Segundo eles, os viciados temiam ser presos.

Especialistas consideram a ação da PM "higienista". Dizem que ela atrapalha o trabalho dos agentes de saúde, que buscam criar vínculos com os usuários para encaminhá-los para tratamento. "Pode destruir um trabalho de anos", diz Dartiu da Silveira, diretor do Programa de Orientação e Atendimento a Dependentes da Unifesp.

O comandante da PM afirmou que a polícia abordará quem estiver consumindo crack na rua, o que não acontecia antes devido a uma "dificuldade do poder público agir" na região.
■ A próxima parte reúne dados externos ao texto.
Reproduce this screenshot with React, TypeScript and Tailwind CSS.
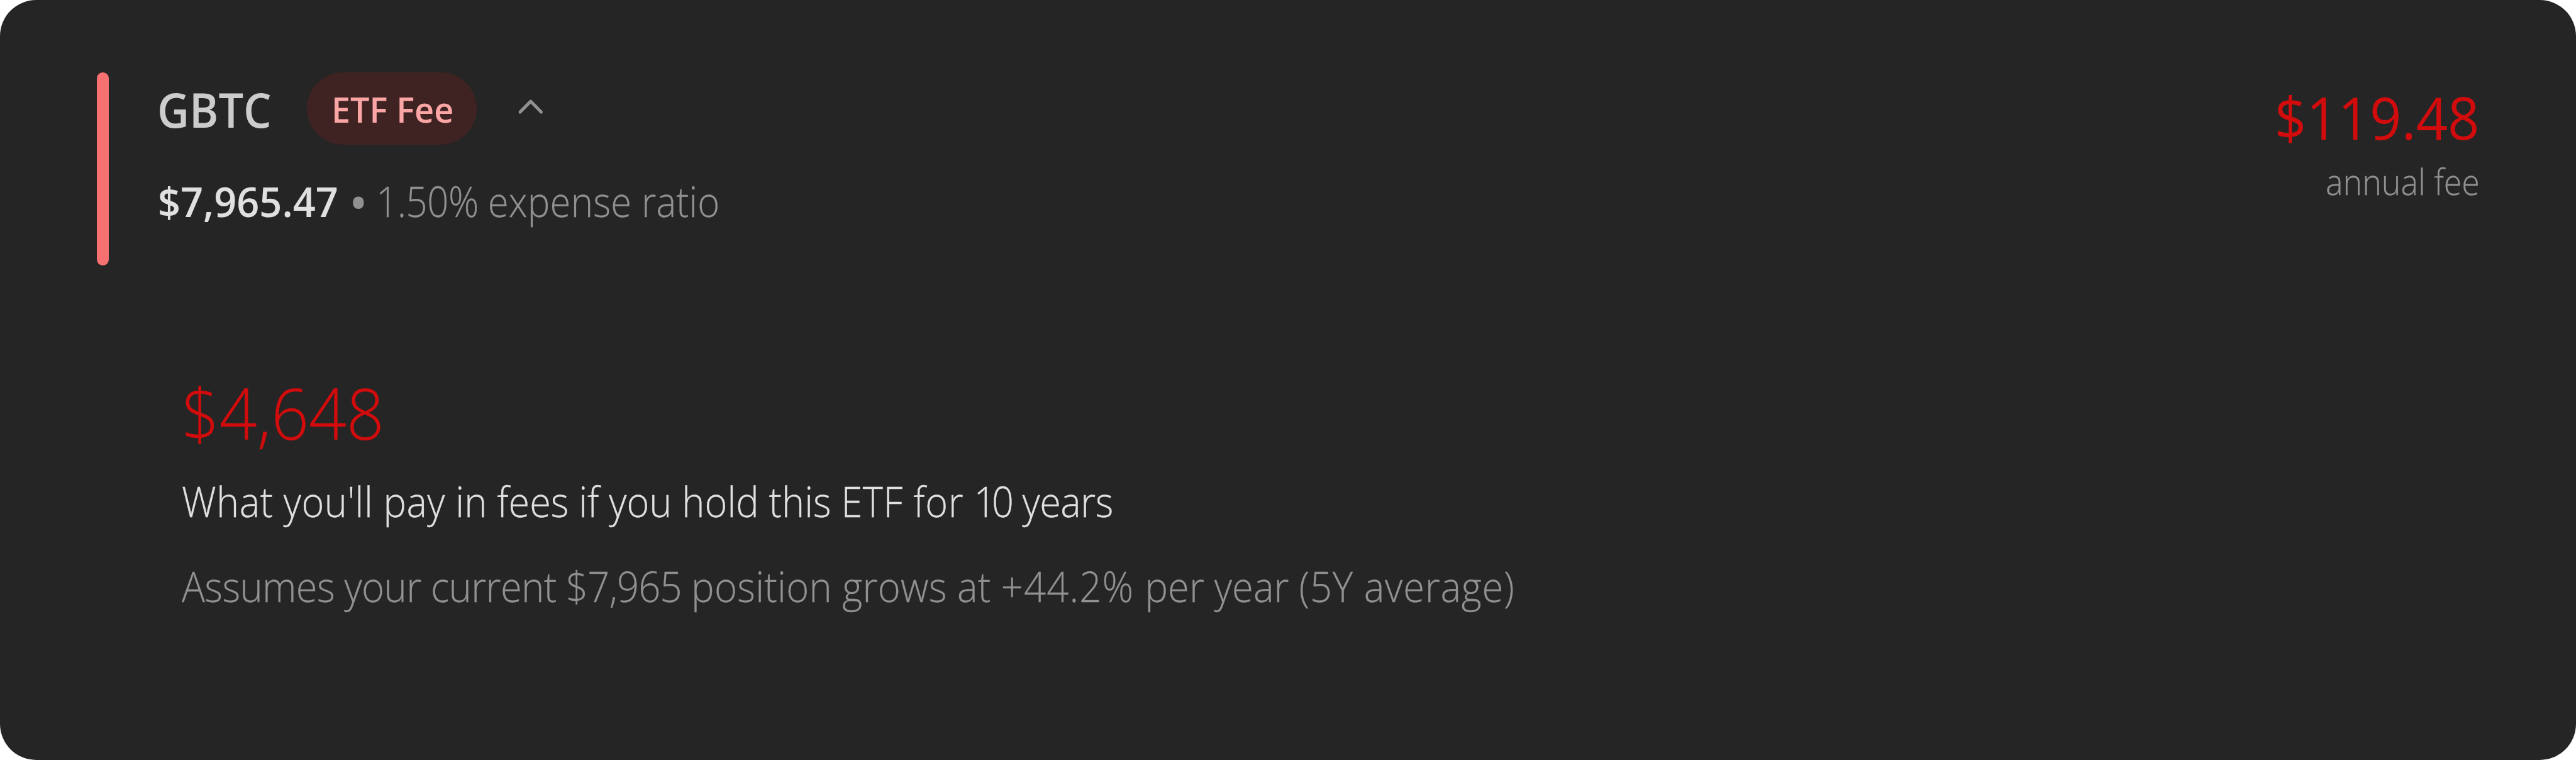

A PM diz que ocupará a cracolândia por ao menos 30 dias. Em 2009, quando a ação Centro Legal foi iniciada, a polícia dizia que faria a ocupação permanente da área com 70 homens, o que não ocorreu -antes do início da nova operação, de anteontem, apenas 12 PMs patrulhavam a área.

A cracolândia é alvo de um projeto de mudança urbana que prevê a desapropriação e demolição de cerca de 30% da região da Santa Ifigênia.

A gestão do prefeito Gilberto Kassab (PSD), inclusive, rebatizou o local de Nova Luz. A transformação ficará a cargo de uma empresa privada, que poderá fazer as desapropriações e vender os terrenos com lucro.